Con i nazisti c’erano anche gli italiani. “Io ero un bambino, per quanto valgo ho visto almeno un paio di italiani quella mattina. Spararono alla mucca. ‘Brutta mostra, non vuoi mori’?’ le dissero in dialetto versiliese, si erano coperti il volto con le bande mimetiche. A me e al mio gruppo ci traducevano gli ordini dal tedesco: ‘Via, svelti, andate verso Valdicastello‘. Erano ordini in italiano perfetto. Anche due sorelle raccontano che sentivano parlare in versiliese. Un’altra sopravvissuta, Maria Luisa Ghelardini, fece pure i nomi perché era grandicella. Li aveva riconosciuti”.

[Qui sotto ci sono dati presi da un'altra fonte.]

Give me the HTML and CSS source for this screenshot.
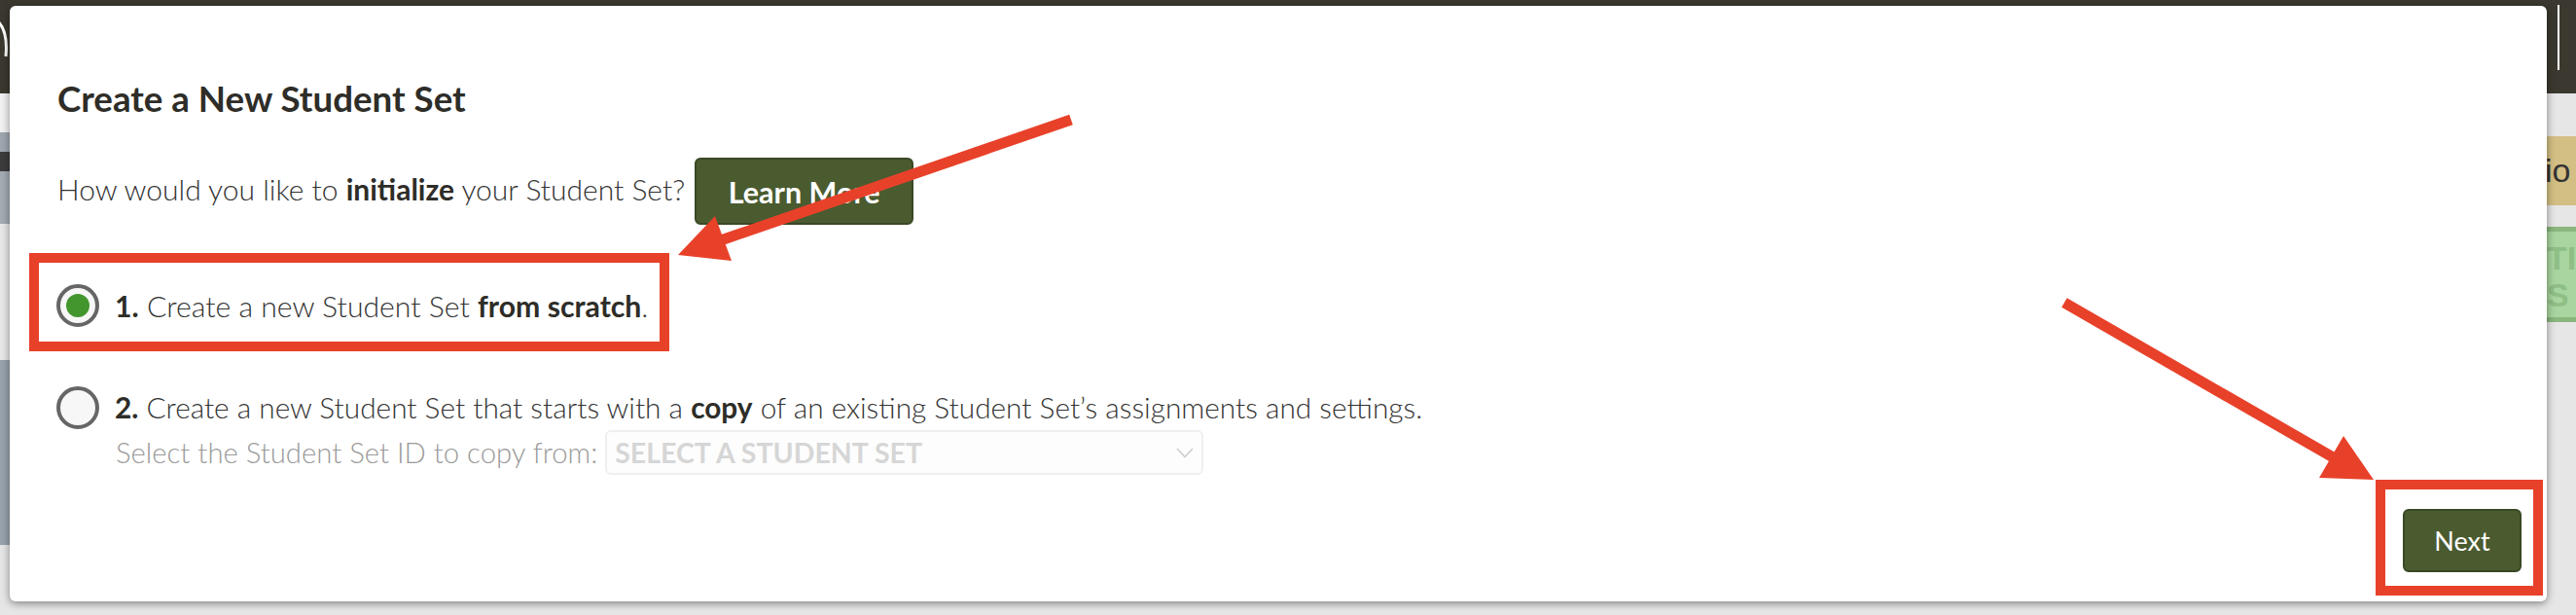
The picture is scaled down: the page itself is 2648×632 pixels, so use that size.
FILE: index.html
```html
<!DOCTYPE html>
<html lang="en">
<head>
<meta charset="utf-8">
<title>Create a New Student Set</title>
<link rel="stylesheet" href="styles.css">
</head>
<body>
<div class="page">
  <header class="topbar">
    <svg class="logo-arc" width="10" height="60" viewBox="0 0 10 60"><path d="M-8 18 Q9 26 6 58" fill="none" stroke="#fff" stroke-width="3"/></svg>
    <span class="bar-line"></span>
  </header>
  <div class="page-body">
    <div class="left-strip">
      <div class="ls ls1"></div><div class="ls ls2"></div><div class="ls ls3"></div><div class="ls ls4"></div><div class="ls ls5"></div><div class="ls ls6"></div>
    </div>
    <div class="right-strip">
      <div class="rs rs-grey1"></div>
      <div class="rs rs-tan">io</div>
      <div class="rs rs-grey2"></div>
      <div class="rs rs-green">TI<br>S</div>
    </div>
  </div>

  <div class="modal">
    <h1 class="title">Create a New Student Set</h1>
    <div class="intro">
      <span class="intro-text">How would you like to <b>initialize</b> your Student Set?</span>
      <button class="btn btn-learn">Learn More</button>
    </div>
    <div class="option opt-first">
      <span class="radio checked"></span>
      <span class="opt-text"><b>1.</b> Create a new Student Set <b>from scratch</b>.</span>
    </div>
    <div class="option opt-second">
      <span class="radio"></span>
      <span class="opt-text"><b>2.</b> Create a new Student Set that starts with a <b>copy</b> of an existing Student Set’s assignments and settings.</span>
    </div>
    <div class="copy-from">
      <span class="copy-label">Select the Student Set ID to copy from:</span>
      <div class="select">
        <span class="select-text">SELECT A STUDENT SET</span>
        <svg class="chevron" width="18" height="11" viewBox="0 0 18 11"><path d="M1 1 L9 9.5 L17 1" fill="none" stroke="#cfcfcf" stroke-width="1.6"/></svg>
      </div>
    </div>
    <div class="footer">
      <button class="btn btn-next">Next</button>
    </div>
  </div>

  <svg class="annot" width="2648" height="632" viewBox="0 0 2648 632">
    <g fill="none" stroke="#e8412a" stroke-width="10">
      <rect x="35" y="265" width="648" height="91"/>
      <rect x="2447" y="498" width="162" height="109"/>
    </g>
    <g stroke="#e8412a" stroke-width="11" stroke-linecap="butt">
      <line x1="1101" y1="123" x2="738" y2="248"/>
      <line x1="2122" y1="311" x2="2400" y2="471"/>
    </g>
    <g fill="#e8412a">
      <polygon points="697,262 735,222 752,268"/>
      <polygon points="2440,493 2409,448 2384,491"/>
    </g>
  </svg>
</div>
</body>
</html>
```
FILE: styles.css
```css
* { box-sizing: border-box; }
html, body { margin: 0; padding: 0; }
body {
  width: 2648px;
  height: 632px;
  overflow: hidden;
  background: #e6e6e6;
  font-family: "Lato", "Noto Sans", sans-serif;
  color: #333;
}
.page { position: relative; width: 2648px; height: 632px; }

.topbar {
  height: 96px;
  background: #3b382f;
  display: flex;
  justify-content: space-between;
  align-items: flex-start;
}
.logo-arc { display: block; }
.bar-line { width: 2px; height: 67px; margin: 5px 17px 0 0; background: #fff; }

.page-body { display: flex; justify-content: space-between; height: 536px; }
.left-strip { width: 10px; display: flex; flex-direction: column; }
.ls1 { height: 40px; background: #f2f2f2; }
.ls2 { height: 20px; background: #9ea7b0; }
.ls3 { height: 20px; background: #3c3c3c; }
.ls4 { height: 54px; background: #a3abb3; }
.ls5 { height: 140px; background: #e8e8e8; }
.ls6 { height: 190px; background: #98a2ac; }

.right-strip { width: 30px; display: flex; flex-direction: column; overflow: hidden; }
.rs-grey1 { height: 44px; background: #e6e6e6; }
.rs-tan {
  height: 71px; background: #d3bf84; color: #333;
  font-family: "Liberation Sans", sans-serif; font-size: 34px; line-height: 71px;
  text-indent: -2px; white-space: nowrap; overflow: hidden;
}
.rs-grey2 { height: 22px; background: #e6e6e6; }
.rs-green {
  height: 98px; background: #a8d5a0; border-top: 5px solid #8ab77e; border-bottom: 5px solid #8ab77e;
  color: #8fbf86; font-family: "Liberation Sans", sans-serif; font-weight: 700; font-size: 34px; line-height: 38px;
  padding-top: 8px; white-space: nowrap; overflow: hidden;
}

.modal {
  position: absolute;
  left: 10px; top: 6px;
  width: 2608px; height: 612px;
  background: #fff;
  border-radius: 6px;
  box-shadow: 0 2px 8px rgba(0,0,0,0.45);
  padding: 75px 26px 30px 48px;
  display: flex;
  flex-direction: column;
}
.title {
  margin: 0;
  font-size: 36.7px;
  line-height: 40px;
  font-weight: 700;
  color: #2e2d28;
  padding-left: 1px;
}
.intro {
  margin-top: 41px;
  height: 69px;
  display: flex;
  align-items: center;
}
.intro-text {
  font-size: 30px;
  line-height: 40px;
  font-weight: 300;
  padding-left: 1px;
  padding-bottom: 6px;
}
.intro-text b, .opt-text b { font-weight: 700; color: #2e2d28; }

.btn {
  font-family: inherit;
  background: #4a5b30;
  border: 2px solid #3a4825;
  border-radius: 6px;
  color: #fff;
  padding: 0;
  display: flex;
  align-items: center;
  justify-content: center;
}
.btn-learn {
  margin-left: 10px;
  width: 225px;
  height: 69px;
  font-size: 30.5px;
  font-weight: 700;
}
.option {
  height: 44px;
  display: flex;
  align-items: center;
  gap: 16px;
}
.opt-first { margin-top: 61px; }
.opt-second { margin-top: 61px; }
.radio {
  width: 44px; height: 44px;
  border: 4px solid #666;
  border-radius: 50%;
  background: #f7f7f7;
  display: flex;
  align-items: center;
  justify-content: center;
  flex: none;
}
.radio.checked::after {
  content: "";
  width: 24px; height: 24px;
  border-radius: 50%;
  background: #43962e;
}
.opt-text {
  font-size: 30.2px;
  line-height: 40px;
  font-weight: 300;
  color: #333;
}
.opt-second .opt-text { font-size: 29.8px; }
.copy-from {
  margin-top: 1px;
  margin-left: 61px;
  height: 46px;
  display: flex;
  align-items: center;
  gap: 8px;
}
.copy-label {
  font-size: 29.3px;
  line-height: 40px;
  font-weight: 300;
  color: #9a9a9a;
}
.select {
  width: 615px;
  height: 46px;
  border: 2px solid #efefef;
  border-radius: 6px;
  background: #fdfdfd;
  display: flex;
  align-items: center;
  justify-content: space-between;
  padding: 0 8px;
}
.select-text {
  font-size: 28.5px;
  font-weight: 700;
  color: #d6d6d6;
  line-height: 40px;
}
.chevron { display: block; }
.footer {
  margin-top: auto;
  display: flex;
  justify-content: flex-end;
}
.btn-next {
  width: 122px;
  height: 65px;
  font-size: 27px;
  font-weight: 400;
}
.annot { position: absolute; left: 0; top: 0; pointer-events: none; }
```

Fu un anno dopo, a Pietrasanta, era giorno di mercato. Maria Luisa aveva 35 anni. E in mezzo alla folla lo vide. “Gli si avventò addosso. Aveva riconosciuto in quel pietrasantino, Aleramo Garibaldi, quello che aveva azionato la mitragliatrice. I carabinieri lo portarono a Lucca, fu interrogato. Ma lui disse che a Sant’Anna era solo un portatore di munizioni e che non prese parte attiva al massacro. A Sant’Anna furono uccise anche le sue due bambine e la moglie, cosa vera. Disse: ‘Come potevo essere partecipe?’. Lo rilasciarono. Solo dopo fu appurato che lui le aveva nascoste in una vecchia galleria delle miniere dell’Argentiera, per metterle al sicuro. Però queste bimbe si spaventarono, uscirono, e quando i soldati sono arrivati non sono stati a vedere di chi fossero figlie, tra l’altro lui non guidava quel gruppo, e le uccisero. Gli altri portatori furono tutti ammazzati, a lui i tedeschi dettero un lasciapassare. Pertanto anche se fu scagionato, la gente continuò a vederlo di malocchio e lui si rifece una vita in provincia di Terni“.

Due anni fa Mancini, cavaliere al merito della Repubblica italiana e Medaglia al merito della Germania per il suo impegno a favore della memoria, ha ricevuto una telefonata. “Un ragazzo, un certo Friedrich Holzer, mi diceva che suo nonno era Heinrich Holzer, un soldato che era stato a Sant’Anna e che lì aveva risparmiato dei civili. A Sant’Anna quel giorno si verificò più di un episodio positivo, quindi non so se fosse lo stesso soldato che salvò me. Chiesi a quel ragazzo perché il nonno non mi avesse più cercato, perché non fosse tornato a Sant’Anna. Mi rispose che aveva avuto paura di parlare, aveva saputo che c’erano i processi in corso, pertanto aveva paura di essere coinvolto. Se vedessi una sua foto saprei riconoscerlo? Impossibile. Eravamo così spaventati che se avessi saputo che era bravo probabilmente l’avrei guardato meglio. Ma in quel momento eravamo terrorizzati”.